There are a significant number of installations on the UK Continental Shelf which will require decommissioning over the next few years. It is a costly and time-consuming process that the UK Government has said will see between £40-66bn of investment over the next 40 years². The application of the decommissioning provisions of the Act give rise to tensions between regulators ensuring that relevant parties maintain the wherewithal to decommission offshore assets and encouraging existing interests to continue to operate or new oil field late life specialists to enter this market and invest in mature oil fields.

Decarbonisation and sustainability are also high priorities for the UK Government, which is working with the oil and gas sector through the North Sea Transition Deal to decarbonise North Sea oil and gas production and reduce greenhouse gas emissions from decommissioning activities³. Traditionally, decommissioning has been considered the only path to follow when production ends, but this is changing, as re-purposing options become feasible which are supportive of either the transition to a net zero energy system, or reuse for other hydrocarbon-related purposes.
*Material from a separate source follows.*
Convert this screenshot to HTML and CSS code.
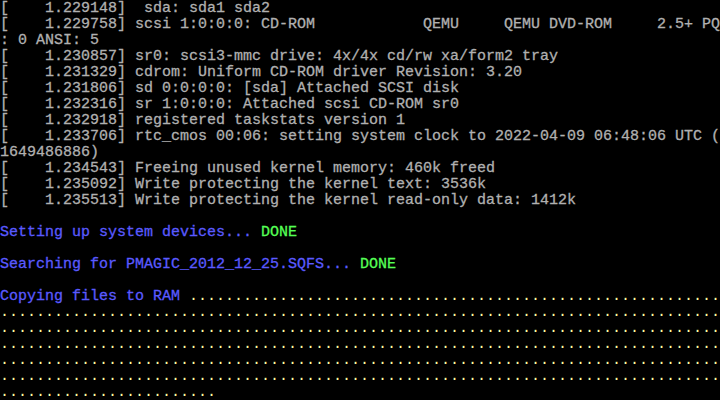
FILE: index.html
```html
<!DOCTYPE html>
<html>
  <head>
    <title>Console</title>
    <link rel="stylesheet" href="styles.css">
  </head>
  <body>
    <pre class="console">[    1.229148]  sda: sda1 sda2
[    1.229758] scsi 1:0:0:0: CD-ROM            QEMU     QEMU DVD-ROM     2.5+ PQ
: 0 ANSI: 5
[    1.230857] sr0: scsi3-mmc drive: 4x/4x cd/rw xa/form2 tray
[    1.231329] cdrom: Uniform CD-ROM driver Revision: 3.20
[    1.231806] sd 0:0:0:0: [sda] Attached SCSI disk
[    1.232316] sr 1:0:0:0: Attached scsi CD-ROM sr0
[    1.232918] registered taskstats version 1
[    1.233706] rtc_cmos 00:06: setting system clock to 2022-04-09 06:48:06 UTC (
1649486886)
[    1.234543] Freeing unused kernel memory: 460k freed
[    1.235092] Write protecting the kernel text: 3536k
[    1.235513] Write protecting the kernel read-only data: 1412k

<span class="info">Setting up system devices... </span><span class="done">DONE</span>

<span class="info">Searching for PMAGIC_2012_12_25.SQFS... </span><span class="done">DONE</span>

<span class="info">Copying files to RAM </span><span class="dots">...........................................................
................................................................................
................................................................................
................................................................................
................................................................................
................................................................................
........................</span></pre>
  </body>
</html>
```

FILE: styles.css
```css
html, body {
  margin: 0;
  background: #000000;
}

.console {
  margin: 0;
  padding-top: 1px;
  width: 720px;
  height: 400px;
  box-sizing: border-box;
  overflow: hidden;
  font-family: "Liberation Mono", monospace;
  font-size: 15px;
  line-height: 16px;
  color: #b0b0b0;
  white-space: pre;
  -webkit-text-stroke: 0.3px currentColor;
}

.info {
  color: #5a5aff;
}

.done {
  color: #55ff55;
}

.dots {
  color: #ffffa0;
  -webkit-text-stroke: 0;
}
```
The decision is likely to give some confidence to sellers that they are not liable for every development that happens to an oil field that they once owed. From the buyer’s perspective, onerous security requirements, if imposed, can severely restrict their cash flow and their ability to seek third-party funding. A fine balance needs to be struck to ensure that decommissioning costs and the commensurate level of security can be reduced when appropriate, and at the same time, adequate safeguards are in place to minimise the impact of decommissioning on the environment.